The weight column might be getting dropped when CNVkit segments the allele frequencies -- is there a way to disable that step in bcbio, i.e. not pass the VCF to the segment command?

etal commented 8 years ago

I added a unit test for segmentation with a VCF, and it passes on my machine under the current CNVkit and pandas versions 0.18.1 and 0.19 on Python 3. That suggests the error may depend on the environment, system configuration, or versions of installed dependencies. In particular, pandas v0.19 was released earlier this week and may have changed how DataFrame columns are added or filled during some operations. Does any of this sound plausible?

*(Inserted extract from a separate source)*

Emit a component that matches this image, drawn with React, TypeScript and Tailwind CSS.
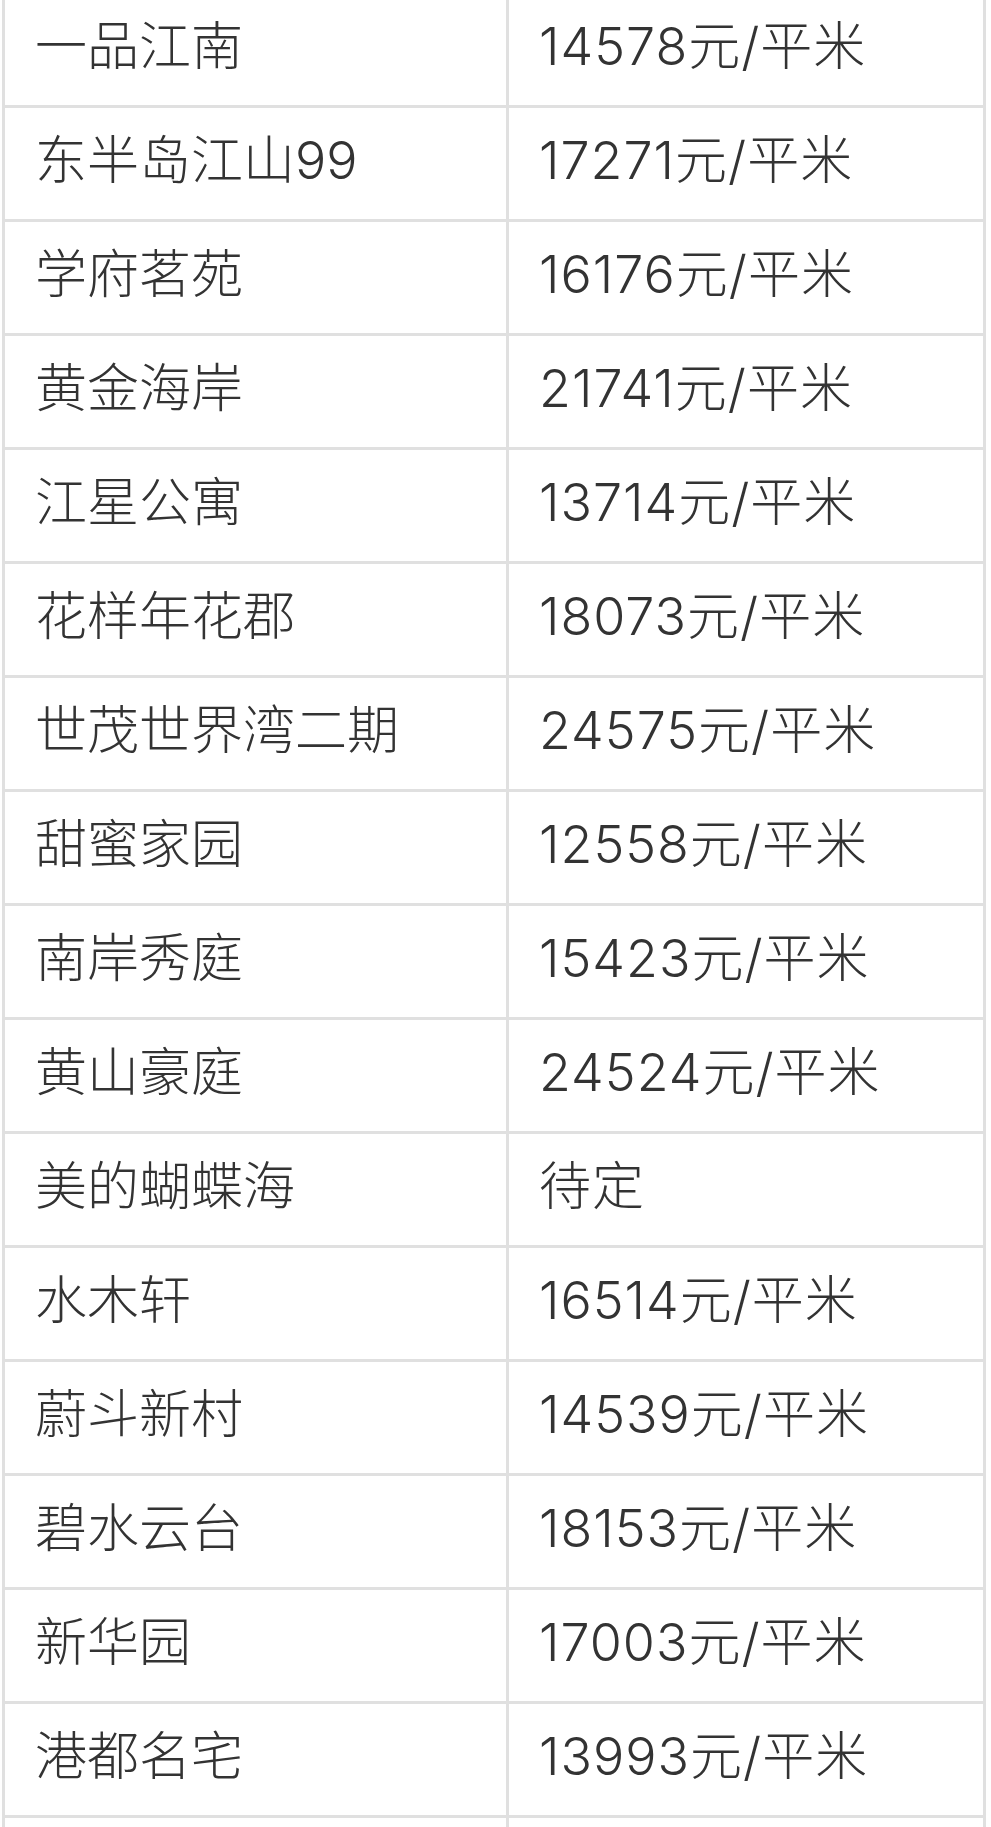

tkoomar commented 8 years ago

Yes, it seems more and more likely that the error is not in the cnvkit.py segment command itself:

etal commented 8 years ago

Could you try running the original CNVkit command by itself, outside of bcbio but using the same cnvkit.py? It was:

set -o pipefail
unset R_HOME && \
  export PATH=/Dedicated/jmichaelson-wdata/bcbio/anaconda/bin:$PATH && \
  /Dedicated/jmichaelson-wdata/bcbio/anaconda/bin/cnvkit.py segment \
    /Dedicated/jmichaelson-sdata/SLI_WGS/batch10/fq/sample_51/structural/sample51/cnvkit/raw/sample51-sort.cnr \
    -v /Dedicated/jmichaelson-sdata/SLI_WGS/batch10/fq/sample_51/freebayes/sample51-effects-filter-sample51.vcf.gz \
    -o /Dedicated/jmichaelson-sdata/SLI_WGS/batch10/fq/sample_51/structural/sample51/cnvkit/raw/tx/tmpLVW5Ul/sample51-sort.cns \
    --threshold 0.00001

This might emit some more warning messages to indicate what happened.

tkoomar commented 8 years ago

Here is a gist of output

Not a lot more detail than the bcbio debug log provides by itself, but hopefully there's something I'm just not picking up.

etal commented 8 years ago

I think I've identified the problem and fixed it in the development version of CNVkit. Are you able to test that directly? If not, I'll roll another release soon so it can be included in bcbio.

tkoomar commented 8 years ago

For the time being, I have removed CNVkit from my bcbio pipeline, but I will try to get a standalone development version of CNVkit running to do a bit more testing.

etal commented 8 years ago

I've released a new version of CNVkit with this putative fix. The conda build should be available in a few minutes or hours; care to update and try it out once it lands?

etal commented 7 years ago

The conda build for CNVkit 0.8.1 on Linux should be available now.

chapmanb commented 7 years ago

Thanks Eric for the fix. It looks like 0.8.1 resolves the issues based on feedback in #1647 so I'll close and we can re-open if anyone runs into additional issues.